Не менее пагубной для Трикстера оказалась и трансформация категории "чудо", связанная с производительно-потребительским характером культуры. Трикстер – изначально кудесник: доказательством этого служит само мифологическое наполнение его образа. Но в мире, где "чудом" именуется все – от шоколадного батончика до туалетной бумаги, где самое чудо приобретает утилитарно-бытовой характер, наивные чудеса Трикстера уже не нужны (вспомним суетливого Хоттабыча и многомудрого Вольку). Сказка должна стать былью: на меньшее мы не согласны. Впрочем, это уже "вчерашний день". А в нынешнем каждый из нас способен сотворить маленькое чудо не только "себе", но и из "себя" – и, вступив в удивительное царство "виртуальности", по желанию изменить собственные возраст, пол, внешность. Для этого уже не надо быть Трикстером – достаточно быть обладателем компьютера. К слову, и половой амбивалентностью Трикстера уже никого не удивить. Как писал Ж.Бодрийяр, "сегодня нет ничего менее надежного, чем пол принцип неопределенности распространился на половые отношения, как и на отношения политические и экономические" [2, с. 60]. Итак, под угрозой оказывается не только миссия Трикстера, но и сами его качества. "Детскость" подавляется тотальной инфантилизацией, образцы которой бесперебойно поставляют нам кино, видеоклипы, слоганы и реклама; "оборотничество" перестает быть значимым в "обществе спектакля" (термин Ги Дебора). Что касается "смехового начала", то нашими постоянными спутниками стали раскаты хохота, доносящиеся из коробочки радио и с телевизионных экранов.

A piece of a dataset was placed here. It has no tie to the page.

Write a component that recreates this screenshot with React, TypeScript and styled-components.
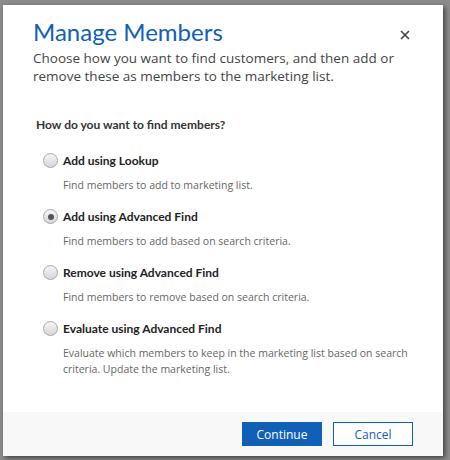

Нет, разумеется это не торжествующий хохот Трикстера, которому удалось вернуться живым из Хаоса или перехитрить богов. Это не радость ребенка, повелителя мироздания, самокатящегося колеса (Ф.Ницше). Это вовсе не умение стать Иным, во всех метаморфозах сохраняя свою сущность. Это – суррогат, подделка, симулякр. Но культуре недосуг вдаваться в такие детали, поскольку, словами А.Гениса, "в сегодняшнем мире важен не продукт, а упаковка, не сущность, а имидж" [3, с.232].
Однако, культуре, как и человеку, свойственно уставать. Наступит день, когда она утомится от воплей ди-джеев, от звездопадов перхоти, летящей с экранов в тарелки телезрителей, от попеременного мельтешения – на тех же экранах – трансвеститов и политиков. Наступит час, когда выпьет себя до дна опостылевшая постмодернистская ирония. Наступит миг, когда культура обнаружит себя в центре замкнутого круга, опоясавшего мир, который отказался решать проблемы. И тогда придет Трикстер и прорвет круг.
Литература:
1. Бахтин М.М. Творчество Франсуа Рабле и народная культура средневековья и Ренессанса. М., 1990.
2. Бодрийяр Ж. " Фрагмент из книги "О соблазне" // ИЛ, 1994, № 1.
3. Генис А. Два: Расследования. М., 2002.
4. Кундера М. Книга смеха и забвения. С-Пб., 2003.
5. Леви-Строс К. Структура мифов // Леви-Строс К. Структурная антропология. М., 1985.
6. Лихачев Д.С. Смех как "мировоззрение" // Смеховой мир Древней Руси. Л., 1976.
7. Лотман Ю.М. Семиосфера. C-Пб., 2001.
8. Мелетинский Е. М. Поэтика мифа. М., 1976.
9. Мелетинский Е.М. Культурный герой // Мифы народов мира: Энциклопедический словарь в 2 т. Т.2. М., 90. С. 25-27.
10. Панченко А.М. Смех как зрелище // Смеховой мир Древней Руси. Л., 1976.
11. Радин П. Трикстер. Исследование мифов северо-американских индейцев. СПб, 1999.